**What is expected**. All of the material below is to be retyped exactly.

**Supplied data**.
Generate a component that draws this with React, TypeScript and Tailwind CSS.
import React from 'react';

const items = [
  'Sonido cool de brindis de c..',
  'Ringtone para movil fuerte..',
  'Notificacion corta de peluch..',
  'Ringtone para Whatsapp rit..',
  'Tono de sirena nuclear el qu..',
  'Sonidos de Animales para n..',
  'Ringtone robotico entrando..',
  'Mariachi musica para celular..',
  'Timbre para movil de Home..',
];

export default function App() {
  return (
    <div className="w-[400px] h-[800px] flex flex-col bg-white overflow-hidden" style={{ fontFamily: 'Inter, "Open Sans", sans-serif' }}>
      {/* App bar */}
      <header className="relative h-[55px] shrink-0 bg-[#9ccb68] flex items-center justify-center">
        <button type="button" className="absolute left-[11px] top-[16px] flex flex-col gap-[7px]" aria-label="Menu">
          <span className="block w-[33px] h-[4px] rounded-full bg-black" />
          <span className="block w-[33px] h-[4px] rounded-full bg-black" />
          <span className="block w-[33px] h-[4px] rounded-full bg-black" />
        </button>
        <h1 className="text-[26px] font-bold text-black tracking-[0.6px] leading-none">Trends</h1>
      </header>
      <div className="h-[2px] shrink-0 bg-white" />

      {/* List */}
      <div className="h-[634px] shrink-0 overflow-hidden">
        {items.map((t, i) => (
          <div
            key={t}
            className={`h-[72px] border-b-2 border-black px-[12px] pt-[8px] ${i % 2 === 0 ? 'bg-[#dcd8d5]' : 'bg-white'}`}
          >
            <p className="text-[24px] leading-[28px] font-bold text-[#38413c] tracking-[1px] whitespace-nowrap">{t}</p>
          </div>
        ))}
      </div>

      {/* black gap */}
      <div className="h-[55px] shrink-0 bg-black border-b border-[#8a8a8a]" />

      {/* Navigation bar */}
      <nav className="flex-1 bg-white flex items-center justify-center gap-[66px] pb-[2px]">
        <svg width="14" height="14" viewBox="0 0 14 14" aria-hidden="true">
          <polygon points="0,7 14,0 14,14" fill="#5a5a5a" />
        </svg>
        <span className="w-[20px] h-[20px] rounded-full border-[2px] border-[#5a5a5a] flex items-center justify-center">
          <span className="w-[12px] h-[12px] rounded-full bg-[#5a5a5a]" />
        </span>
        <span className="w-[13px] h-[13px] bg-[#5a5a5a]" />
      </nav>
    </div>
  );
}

**The reply**.
Generate a component that draws this with React, TypeScript and Tailwind CSS.
import React from 'react';

const items = [
  'Sonido cool de brindis de c..',
  'Ringtone para movil fuerte..',
  'Notificacion corta de peluch..',
  'Ringtone para Whatsapp rit..',
  'Tono de sirena nuclear el qu..',
  'Sonidos de Animales para n..',
  'Ringtone robotico entrando..',
  'Mariachi musica para celular..',
  'Timbre para movil de Home..',
];

export default function App() {
  return (
    <div className="w-[400px] h-[800px] flex flex-col bg-white overflow-hidden" style={{ fontFamily: 'Inter, "Open Sans", sans-serif' }}>
      {/* App bar */}
      <header className="relative h-[55px] shrink-0 bg-[#9ccb68] flex items-center justify-center">
        <button type="button" className="absolute left-[11px] top-[16px] flex flex-col gap-[7px]" aria-label="Menu">
          <span className="block w-[33px] h-[4px] rounded-full bg-black" />
          <span className="block w-[33px] h-[4px] rounded-full bg-black" />
          <span className="block w-[33px] h-[4px] rounded-full bg-black" />
        </button>
        <h1 className="text-[26px] font-bold text-black tracking-[0.6px] leading-none">Trends</h1>
      </header>
      <div className="h-[2px] shrink-0 bg-white" />

      {/* List */}
      <div className="h-[634px] shrink-0 overflow-hidden">
        {items.map((t, i) => (
          <div
            key={t}
            className={`h-[72px] border-b-2 border-black px-[12px] pt-[8px] ${i % 2 === 0 ? 'bg-[#dcd8d5]' : 'bg-white'}`}
          >
            <p className="text-[24px] leading-[28px] font-bold text-[#38413c] tracking-[1px] whitespace-nowrap">{t}</p>
          </div>
        ))}
      </div>

      {/* black gap */}
      <div className="h-[55px] shrink-0 bg-black border-b border-[#8a8a8a]" />

      {/* Navigation bar */}
      <nav className="flex-1 bg-white flex items-center justify-center gap-[66px] pb-[2px]">
        <svg width="14" height="14" viewBox="0 0 14 14" aria-hidden="true">
          <polygon points="0,7 14,0 14,14" fill="#5a5a5a" />
        </svg>
        <span className="w-[20px] h-[20px] rounded-full border-[2px] border-[#5a5a5a] flex items-center justify-center">
          <span className="w-[12px] h-[12px] rounded-full bg-[#5a5a5a]" />
        </span>
        <span className="w-[13px] h-[13px] bg-[#5a5a5a]" />
      </nav>
    </div>
  );
}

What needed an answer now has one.